● Stated task
Copy out the lines that include the word "components".

● Provided material
· · · · · · ·
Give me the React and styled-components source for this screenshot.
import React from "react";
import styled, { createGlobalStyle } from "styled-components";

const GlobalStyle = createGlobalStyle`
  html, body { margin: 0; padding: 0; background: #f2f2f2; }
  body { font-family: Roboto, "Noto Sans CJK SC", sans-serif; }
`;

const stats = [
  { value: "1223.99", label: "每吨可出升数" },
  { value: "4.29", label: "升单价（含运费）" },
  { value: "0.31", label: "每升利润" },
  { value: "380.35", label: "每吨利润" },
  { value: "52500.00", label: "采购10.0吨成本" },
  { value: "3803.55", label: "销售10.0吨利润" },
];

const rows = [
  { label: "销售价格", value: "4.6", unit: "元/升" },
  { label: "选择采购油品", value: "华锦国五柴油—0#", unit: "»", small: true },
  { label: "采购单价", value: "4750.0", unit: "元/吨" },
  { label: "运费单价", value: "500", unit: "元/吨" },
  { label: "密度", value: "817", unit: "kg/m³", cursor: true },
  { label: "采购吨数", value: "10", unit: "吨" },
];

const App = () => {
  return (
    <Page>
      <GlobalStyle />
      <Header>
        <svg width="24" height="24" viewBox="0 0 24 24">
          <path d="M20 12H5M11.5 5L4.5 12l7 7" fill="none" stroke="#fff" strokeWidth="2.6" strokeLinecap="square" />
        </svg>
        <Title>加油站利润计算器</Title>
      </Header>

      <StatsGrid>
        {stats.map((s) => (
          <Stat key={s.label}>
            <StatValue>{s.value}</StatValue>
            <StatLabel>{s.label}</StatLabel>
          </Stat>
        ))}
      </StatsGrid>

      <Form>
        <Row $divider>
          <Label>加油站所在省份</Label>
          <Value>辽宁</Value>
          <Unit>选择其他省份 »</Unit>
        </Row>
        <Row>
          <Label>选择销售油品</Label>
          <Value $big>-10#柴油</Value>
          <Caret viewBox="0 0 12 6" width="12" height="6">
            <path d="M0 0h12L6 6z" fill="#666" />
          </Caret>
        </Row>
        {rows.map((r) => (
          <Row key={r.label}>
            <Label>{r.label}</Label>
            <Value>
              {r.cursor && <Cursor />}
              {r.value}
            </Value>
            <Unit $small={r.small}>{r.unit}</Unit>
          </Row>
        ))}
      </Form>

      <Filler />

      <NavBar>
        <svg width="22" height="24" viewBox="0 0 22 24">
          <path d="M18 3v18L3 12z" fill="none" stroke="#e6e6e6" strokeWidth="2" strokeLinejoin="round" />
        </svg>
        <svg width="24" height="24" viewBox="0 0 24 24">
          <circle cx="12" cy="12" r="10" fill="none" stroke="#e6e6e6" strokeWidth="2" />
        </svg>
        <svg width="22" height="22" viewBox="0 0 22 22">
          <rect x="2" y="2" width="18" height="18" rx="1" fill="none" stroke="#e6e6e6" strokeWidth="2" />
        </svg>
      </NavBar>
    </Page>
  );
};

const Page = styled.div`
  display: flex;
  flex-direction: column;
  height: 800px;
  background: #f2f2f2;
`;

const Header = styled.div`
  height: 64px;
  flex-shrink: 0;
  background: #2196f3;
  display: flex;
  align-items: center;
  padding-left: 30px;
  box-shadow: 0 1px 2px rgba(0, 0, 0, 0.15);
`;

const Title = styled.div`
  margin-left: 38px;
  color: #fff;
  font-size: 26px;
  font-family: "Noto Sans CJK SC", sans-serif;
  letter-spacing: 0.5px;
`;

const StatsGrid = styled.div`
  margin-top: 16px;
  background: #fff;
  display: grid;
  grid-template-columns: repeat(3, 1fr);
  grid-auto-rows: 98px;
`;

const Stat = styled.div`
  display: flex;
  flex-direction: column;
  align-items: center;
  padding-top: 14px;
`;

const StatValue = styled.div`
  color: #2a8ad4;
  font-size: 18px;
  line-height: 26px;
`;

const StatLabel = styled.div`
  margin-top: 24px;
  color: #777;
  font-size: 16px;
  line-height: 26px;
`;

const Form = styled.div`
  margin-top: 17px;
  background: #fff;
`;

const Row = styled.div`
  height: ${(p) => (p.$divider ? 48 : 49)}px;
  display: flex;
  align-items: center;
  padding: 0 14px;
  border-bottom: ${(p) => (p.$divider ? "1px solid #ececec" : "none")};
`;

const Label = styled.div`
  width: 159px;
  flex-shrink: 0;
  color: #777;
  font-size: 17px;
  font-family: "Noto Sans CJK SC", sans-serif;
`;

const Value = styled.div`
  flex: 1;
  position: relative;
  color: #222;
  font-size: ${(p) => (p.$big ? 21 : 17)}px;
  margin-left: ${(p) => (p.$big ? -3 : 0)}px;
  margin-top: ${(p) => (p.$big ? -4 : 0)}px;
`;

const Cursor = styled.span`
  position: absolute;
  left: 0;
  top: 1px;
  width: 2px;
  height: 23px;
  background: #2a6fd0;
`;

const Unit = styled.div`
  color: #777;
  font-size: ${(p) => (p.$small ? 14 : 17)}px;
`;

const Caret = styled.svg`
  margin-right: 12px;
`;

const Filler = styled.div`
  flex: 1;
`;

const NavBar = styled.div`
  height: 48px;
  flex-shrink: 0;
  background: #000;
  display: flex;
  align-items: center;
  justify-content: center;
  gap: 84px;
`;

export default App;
· · · · · · ·
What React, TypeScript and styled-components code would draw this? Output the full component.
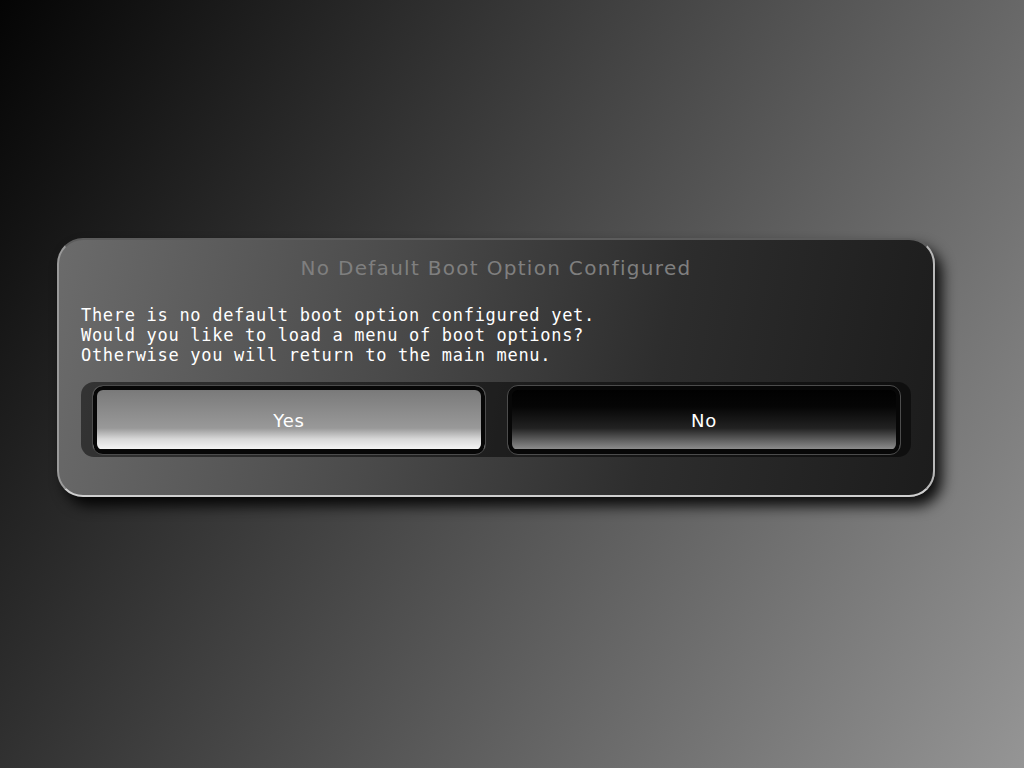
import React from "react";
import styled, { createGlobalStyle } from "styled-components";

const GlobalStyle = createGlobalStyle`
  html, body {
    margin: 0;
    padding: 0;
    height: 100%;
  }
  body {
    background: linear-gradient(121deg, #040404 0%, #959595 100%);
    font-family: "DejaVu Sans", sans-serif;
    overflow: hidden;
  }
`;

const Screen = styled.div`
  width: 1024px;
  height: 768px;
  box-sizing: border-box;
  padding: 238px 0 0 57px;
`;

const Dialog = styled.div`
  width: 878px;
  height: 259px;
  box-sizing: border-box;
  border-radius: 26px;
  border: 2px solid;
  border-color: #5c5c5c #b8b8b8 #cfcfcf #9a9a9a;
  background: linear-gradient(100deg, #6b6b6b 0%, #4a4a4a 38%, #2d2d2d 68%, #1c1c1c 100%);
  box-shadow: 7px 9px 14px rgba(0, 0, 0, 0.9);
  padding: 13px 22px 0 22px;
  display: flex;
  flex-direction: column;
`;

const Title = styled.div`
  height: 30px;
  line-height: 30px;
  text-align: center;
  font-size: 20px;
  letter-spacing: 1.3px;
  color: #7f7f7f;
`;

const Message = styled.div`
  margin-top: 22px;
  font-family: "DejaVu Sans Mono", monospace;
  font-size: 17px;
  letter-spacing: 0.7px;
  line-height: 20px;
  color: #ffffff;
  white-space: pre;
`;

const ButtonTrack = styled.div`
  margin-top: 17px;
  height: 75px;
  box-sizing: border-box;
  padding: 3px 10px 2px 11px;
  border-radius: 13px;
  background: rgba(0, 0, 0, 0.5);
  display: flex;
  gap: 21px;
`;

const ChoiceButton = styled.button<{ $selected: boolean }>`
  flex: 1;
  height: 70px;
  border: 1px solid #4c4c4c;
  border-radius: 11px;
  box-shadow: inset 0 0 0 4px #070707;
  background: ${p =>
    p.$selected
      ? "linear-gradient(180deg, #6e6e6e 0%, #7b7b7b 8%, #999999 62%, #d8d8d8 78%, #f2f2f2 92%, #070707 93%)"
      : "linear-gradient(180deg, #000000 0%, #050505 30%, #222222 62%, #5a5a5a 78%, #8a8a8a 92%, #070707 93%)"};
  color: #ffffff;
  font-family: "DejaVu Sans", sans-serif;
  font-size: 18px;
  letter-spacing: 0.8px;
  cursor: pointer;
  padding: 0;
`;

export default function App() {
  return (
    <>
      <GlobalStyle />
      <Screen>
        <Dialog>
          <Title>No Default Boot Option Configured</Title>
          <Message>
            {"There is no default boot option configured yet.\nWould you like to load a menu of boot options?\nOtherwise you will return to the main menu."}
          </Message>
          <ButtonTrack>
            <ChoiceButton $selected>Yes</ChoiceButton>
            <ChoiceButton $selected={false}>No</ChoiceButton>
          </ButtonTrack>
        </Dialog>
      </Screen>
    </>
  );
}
· · · · · · ·
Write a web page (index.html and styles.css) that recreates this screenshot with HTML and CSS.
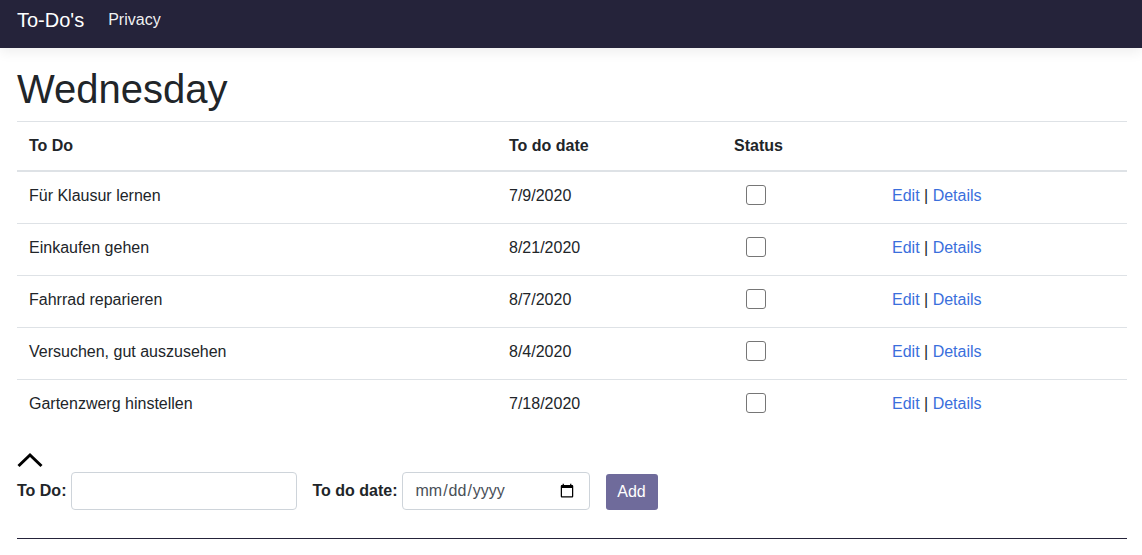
· · · · · · ·
● Problem solution
Give me the React and styled-components source for this screenshot.
import styled, { createGlobalStyle } from "styled-components";
What React, TypeScript and styled-components code would draw this? Output the full component.
import styled, { createGlobalStyle } from "styled-components";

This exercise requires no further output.